Day 23: Gone to bed.

Dear friends,

cozy

On the 23rd day of this month of Thanksgiving, I am grateful for the coziest place in my home, my bed.

It says a lot about me that the place I most enjoy being is in bed. In our household, the most common answer to “Where’s Mom?” is “She’s in bed.”

If I had my druthers, I’d put a bed in the living room. I have a daydream about living in a Manhatten studio where the bed and sofa compete for precious space and the bed wins out. After all, there’s nothing you can do on a sofa that you can’t do better and more comfortably in a great bed. Read, watch television, work, snack, nap, sleep — I do it all in our king-sized bed.

There’s nothing particularly luxe about my bed. My linens are standard fare from Macy’s and my pillows and comforter are from Ikea, But like the princess who hated the pea, I’ve stacked three foam pads on my department store mattress to create an improvised pillow-top surface worthy of the most delicate royalty.

That’s why our bed appears lopsided. Mr. Mom prefers firm mattresses, where firm equals a slab of stone. He chose an extra-firm Sealy while I chose an extra soft Sealy — and our marriage has been all the happier since we put two twin size mattresses together on our king sized bed frame some five years ago.

We also differ on blanket preferences, so this time of year his side of the bed is covered with a Pendleton wool blanket featuring a Native American motif I gave him as a birthday gift many years ago. My side of the bed is covered with a Vera Bradley floral fleece blanket that satisfies my feminine aesthetic and tactile sensibilities.  As a woman who’s known to have a very discerning sense of decor, I find it strange that the clash of the two very different blankets vying for space on top of our comforter doesn’t unnerve me.  But when I look at our bed, all I see is an idyllic Island of Comfort piled high with linens and pillows and blankets just waiting to envelop me.

Friday morning, it was 33 degrees with a stiff wind and  a light rain. To say I got a little chilled during my pre-dawn run is a bit of an understatement. I was so cold I came home and — instead of answering email and getting a head-start on the day’s work as I usually do — I crawled back under the covers and invited Mr. Mom to share some warmth with his frozen wife. The view outside our bedroom window was like a pen and ink drawing of a winter day, gray sky framing a stand of black, sculptural trees. As I savored the coziness and stillness and beauty of the moment, I thanked my lucky stars for the comfort of a good bed and a generous man.

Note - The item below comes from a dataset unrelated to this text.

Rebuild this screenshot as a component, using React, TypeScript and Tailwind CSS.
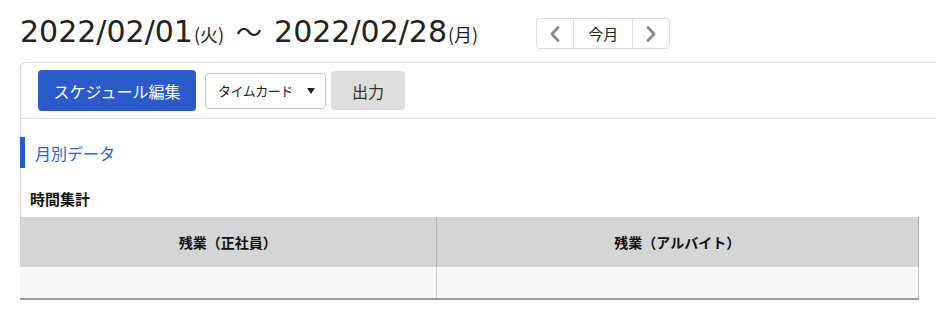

With gratitude {for every moment spent in my favorite place},

Joan, who takes after her father who often said “There’s few pleasures in life more enjoyable than sleeping”

Day 22: Words, not my own.

Dear friends,

redcloud

On Day 22 of this month of Thanksgiving, I am grateful for the bounty of words that spill into my life.

For as long as I can remember, words have captured the world for me. Those I scoured, those I savored, those little understood, those I wrote tiny and tucked away in miniature diaries, even those on the back of cereal boxes which I faithfully read during childhood breakfasts were worthy of my attention.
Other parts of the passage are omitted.